→ **WHAT IS REQUIRED**: From the listing, collect all lines containing the word "React".

→ **SOURCE MATERIAL**:
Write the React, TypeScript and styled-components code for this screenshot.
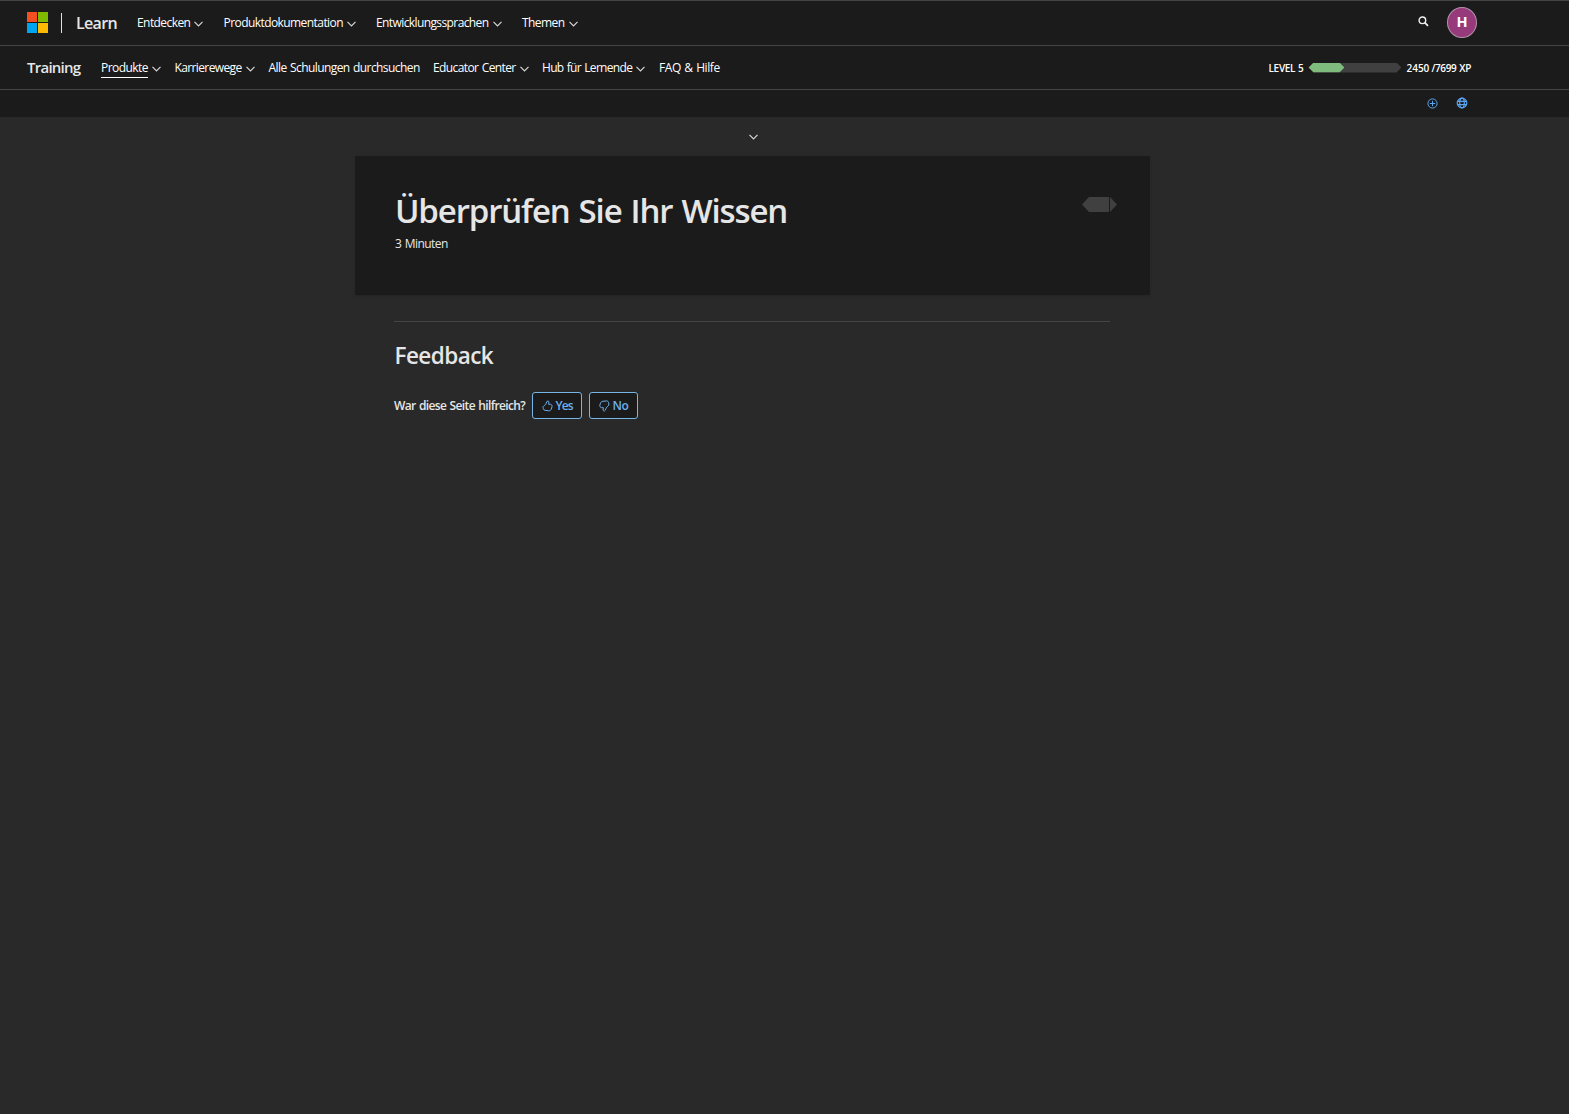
import React from 'react';
import styled, { createGlobalStyle } from 'styled-components';

const GlobalStyle = createGlobalStyle`
  *, *::before, *::after { box-sizing: border-box; }
  body {
    margin: 0;
    background: #292929;
    color: #e6e6e6;
    font-family: "Open Sans", "Noto Sans", sans-serif;
    font-size: 12px;
  }
  h1, h2, p { margin: 0; }
`;

const Page = styled.div`
  min-height: 1114px;
  background: #292929;
`;

const Header = styled.header`
  background: #1b1b1b;
  border-top: 1px solid #444;
`;

const Bar = styled.div<{ $height: number; $lift?: number }>`
  display: flex;
  align-items: center;
  height: ${p => p.$height}px;
  padding: 0 91px ${p => p.$lift ?? 0}px 27px;
  border-bottom: 1px solid #444;
`;

const Logo = styled.span`
  display: grid;
  grid-template-columns: 10px 10px;
  grid-template-rows: 10px 10px;
  gap: 1px;
  flex: none;
`;

const Tile = styled.span<{ $color: string }>`
  background: ${p => p.$color};
`;

const Separator = styled.span`
  width: 1px;
  height: 20px;
  margin: 0 14px 0 13px;
  background: #e0e0e0;
`;

const Brand = styled.a<{ $size: number; $spacing: number; $width: number; $lift?: number }>`
  width: ${p => p.$width}px;
  flex: none;
  padding-bottom: ${p => p.$lift ?? 0}px;
  font-size: ${p => p.$size}px;
  font-weight: 640;
  letter-spacing: ${p => p.$spacing}px;
  line-height: 22px;
  white-space: nowrap;
`;

const Nav = styled.nav<{ $columns: string }>`
  display: grid;
  grid-template-columns: ${p => p.$columns};
  align-items: center;
`;

const NavItem = styled.a`
  display: flex;
  align-items: center;
  gap: 4px;
  color: #fff;
  white-space: nowrap;
`;

const NavLabel = styled.span<{ $active?: boolean; $spacing?: number }>`
  letter-spacing: ${p => p.$spacing ?? -0.57}px;
  word-spacing: 0.8px;
  line-height: 18px;
  box-shadow: ${p => (p.$active ? '0 1px 0 #fff' : 'none')};
`;

const Push = styled.div<{ $gap: number }>`
  display: flex;
  align-items: center;
  gap: ${p => p.$gap}px;
  margin-left: auto;
  padding-right: 1px;
`;

const SearchButton = styled.span`
  display: flex;
  padding-bottom: 2px;
`;

const Avatar = styled.span`
  display: flex;
  align-items: center;
  justify-content: center;
  width: 30px;
  height: 31px;
  border: 1px solid #b493ab;
  border-radius: 50%;
  background: #963a7c;
  color: #fff;
  font-size: 14.5px;
  font-weight: 700;
  line-height: 1;
`;

const Level = styled.div`
  display: flex;
  align-items: center;
  margin-left: auto;
  padding-right: 7px;
  color: #fff;
  font-size: 10px;
  font-weight: 600;
  line-height: 14px;
  white-space: nowrap;
`;

const LevelName = styled.span`
  letter-spacing: -0.3px;
  word-spacing: 0.5px;
`;

const Progress = styled.span`
  width: 93px;
  height: 10px;
  margin: 0 5px 0 5px;
  background: #404040;
  clip-path: polygon(0 50%, 5px 0, calc(100% - 5px) 0, 100% 50%, calc(100% - 5px) 100%, 5px 100%);
`;

const ProgressFill = styled.span`
  display: block;
  width: 36px;
  height: 100%;
  background: #7fbb7d;
  clip-path: polygon(0 50%, 5px 0, calc(100% - 5px) 0, 100% 50%, calc(100% - 5px) 100%, 5px 100%);
`;

const Points = styled.span`
  width: 25px;
`;

const PointsTotal = styled.span`
  letter-spacing: -0.35px;
  word-spacing: 0.6px;
`;

const ActionBar = styled.div`
  display: flex;
  justify-content: flex-end;
  align-items: center;
  gap: 18px;
  height: 27px;
  padding: 0 101px 1px 0;
`;

const Main = styled.main`
  width: 795px;
  margin-left: 355px;
`;

const Expander = styled.div`
  display: flex;
  justify-content: center;
  align-items: center;
  height: 39px;
  padding: 0 0 2px 2px;
`;

const Card = styled.section`
  display: flex;
  justify-content: space-between;
  height: 139px;
  padding: 32px 33px 0 39px;
  background: #1b1b1b;
  box-shadow: 0 1px 3px rgba(0, 0, 0, 0.12);
`;

const Title = styled.h1`
  padding-left: 1px;
  font-size: 33px;
  font-weight: 640;
  letter-spacing: -1.14px;
  word-spacing: 1.6px;
  line-height: 46px;
  white-space: nowrap;
`;

const Duration = styled.p`
  padding-left: 1px;
  letter-spacing: -0.55px;
  word-spacing: 0.8px;
  line-height: 20px;
`;

const XpTag = styled.span`
  display: flex;
  gap: 1px;
  margin-top: 9px;
  height: 15px;
`;

const TagBody = styled.span`
  width: 27px;
  background: #404040;
  clip-path: polygon(0 50%, 7px 0, 100% 0, 100% 100%, 7px 100%);
`;

const TagTip = styled.span`
  width: 7px;
  background: #404040;
  clip-path: polygon(0 0, 100% 50%, 0 100%);
`;

const Feedback = styled.section`
  margin: 26px 40px 0 39px;
  padding-top: 18px;
  border-top: 1px solid #444;
`;

const FeedbackTitle = styled.h2`
  padding-left: 0.5px;
  font-size: 22.5px;
  font-weight: 640;
  letter-spacing: -0.55px;
  line-height: 32px;
`;

const Rating = styled.div`
  display: flex;
  align-items: center;
  gap: 7px;
  margin-top: 20px;
`;

const Question = styled.span`
  width: 131px;
  font-weight: 640;
  letter-spacing: -0.64px;
  word-spacing: 0.9px;
  white-space: nowrap;
`;

const RateButton = styled.button<{ $width: number; $spacing: number }>`
  display: flex;
  align-items: center;
  gap: 3px;
  width: ${p => p.$width}px;
  height: 27px;
  padding: 0 0 0 8.5px;
  border: 1px solid #75b6e7;
  border-radius: 3px;
  background: #1b1b1b;
  color: #6cb0f0;
  font: 600 12px/18px "Open Sans", "Noto Sans", sans-serif;
  letter-spacing: ${p => p.$spacing}px;
`;

const ChevronIcon = styled.svg`
  margin-top: 2px;
  flex: none;
`;

const Chevron = () => (
  <ChevronIcon width="9" height="6" viewBox="0 0 9 6" fill="none" stroke="#d6d6d6" strokeWidth="1.2">
    <path d="M0.5 0.8 4.5 4.8 8.5 0.8" />
  </ChevronIcon>
);

const SearchIcon = () => (
  <svg width="11" height="11" viewBox="0 0 11 11" fill="none" stroke="#f2f2f2">
    <circle cx="4.4" cy="4.3" r="3.3" strokeWidth="1.4" />
    <path d="M6.8 6.7 10 9.8" strokeWidth="1.7" />
  </svg>
);

const PlusIcon = () => (
  <svg width="11" height="11" viewBox="0 0 11 11" fill="none" stroke="#5aa5f0">
    <circle cx="5.5" cy="5.5" r="4.6" />
    <path d="M5.5 2.8V8.2M2.8 5.5H8.2" />
  </svg>
);

const GlobeIcon = () => (
  <svg width="12" height="12" viewBox="0 0 12 12" fill="none" stroke="#5aa5f0" strokeWidth="1.2">
    <circle cx="6" cy="6" r="4.8" />
    <ellipse cx="6" cy="6" rx="2.3" ry="4.8" />
    <path d="M1.5 4.3H10.5M1.5 7.7H10.5" />
  </svg>
);

const Thumb = ({ down }: { down?: boolean }) => (
  <svg width="11" height="12" viewBox="0 0 11 12" fill="none" stroke="#6cb0f0" strokeLinejoin="round">
    {down ? (
      <path d="M5.4 11.1C4.1 11.2 3.8 9.6 4.4 7.7H2.6C1.4 7.5 0.6 6.4 0.8 5.2L1.5 3.2C1.9 2 2.8 1.3 4 1.3L7.6 0.9C8.6 0.9 9.2 1.5 9.5 2.4L9.9 4C10 4.8 9.8 5.4 9.2 5.9C7.6 7.2 6.7 8.4 6.5 10Z" />
    ) : (
      <path d="M5.6 0.9C6.9 0.8 7.2 2.4 6.6 4.3H8.4C9.6 4.5 10.4 5.4 10 6.7L9.3 9C8.9 10.2 8 11 6.8 10.8L3 10.3C2 10.2 1.5 9.6 1.3 8.7L1 7.7C0.8 6.9 1.1 6.3 1.8 5.9C3.4 5 4.3 3.7 4.6 2Z" />
    )}
  </svg>
);

type Entry = { label: string; menu?: boolean; active?: boolean; spacing?: number };

const primary: Entry[] = [
  { label: 'Entdecken', menu: true },
  { label: 'Produktdokumentation', menu: true },
  { label: 'Entwicklungssprachen', menu: true, spacing: -0.6 },
  { label: 'Themen', menu: true },
];

const secondary: Entry[] = [
  { label: 'Produkte', menu: true, active: true },
  { label: 'Karrierewege', menu: true, spacing: -0.62 },
  { label: 'Alle Schulungen durchsuchen' },
  { label: 'Educator Center', menu: true, spacing: -0.6 },
  { label: 'Hub für Lernende', menu: true, spacing: -0.68 },
  { label: 'FAQ & Hilfe', spacing: -0.42 },
];

const Menu = ({ entries, columns }: { entries: Entry[]; columns: string }) => (
  <Nav $columns={columns}>
    {entries.map(e => (
      <NavItem key={e.label}>
        <NavLabel $active={e.active} $spacing={e.spacing}>{e.label}</NavLabel>
        {e.menu && <Chevron />}
      </NavItem>
    ))}
  </Nav>
);

export default function App() {
  return (
    <Page>
      <GlobalStyle />
      <Header>
        <Bar $height={45} $lift={1}>
          <Logo>
            <Tile $color="#f25022" />
            <Tile $color="#7fba00" />
            <Tile $color="#00a4ef" />
            <Tile $color="#ffb900" />
          </Logo>
          <Separator />
          <Brand $size={16} $spacing={-0.65} $width={61}>Learn</Brand>
          <Menu entries={primary} columns="86.5px 152.5px 146px auto" />
          <Push $gap={18}>
            <SearchButton>
              <SearchIcon />
            </SearchButton>
            <Avatar>H</Avatar>
          </Push>
        </Bar>
        <Bar $height={44}>
          <Brand $size={15} $spacing={-0.75} $width={74} $lift={2}>Training</Brand>
          <Menu entries={secondary} columns="73.5px 94px 164.5px 109px 117px auto" />
          <Level>
            <LevelName>LEVEL 5</LevelName>
            <Progress>
              <ProgressFill />
            </Progress>
            <Points>2450</Points>
            <PointsTotal>/7699 XP</PointsTotal>
          </Level>
        </Bar>
        <ActionBar>
          <PlusIcon />
          <GlobeIcon />
        </ActionBar>
      </Header>
      <Main>
        <Expander>
          <Chevron />
        </Expander>
        <Card>
          <div>
            <Title>Überprüfen Sie Ihr Wissen</Title>
            <Duration>3 Minuten</Duration>
          </div>
          <XpTag>
            <TagBody />
            <TagTip />
          </XpTag>
        </Card>
        <Feedback>
          <FeedbackTitle>Feedback</FeedbackTitle>
          <Rating>
            <Question>War diese Seite hilfreich?</Question>
            <RateButton $width={50} $spacing={-0.9}>
              <Thumb />
              Yes
            </RateButton>
            <RateButton $width={49} $spacing={-0.3}>
              <Thumb down />
              No
            </RateButton>
          </Rating>
        </Feedback>
      </Main>
    </Page>
  );
}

→ **RESPONSE TO THIS TASK**:
Write the React, TypeScript and styled-components code for this screenshot.
import React from 'react';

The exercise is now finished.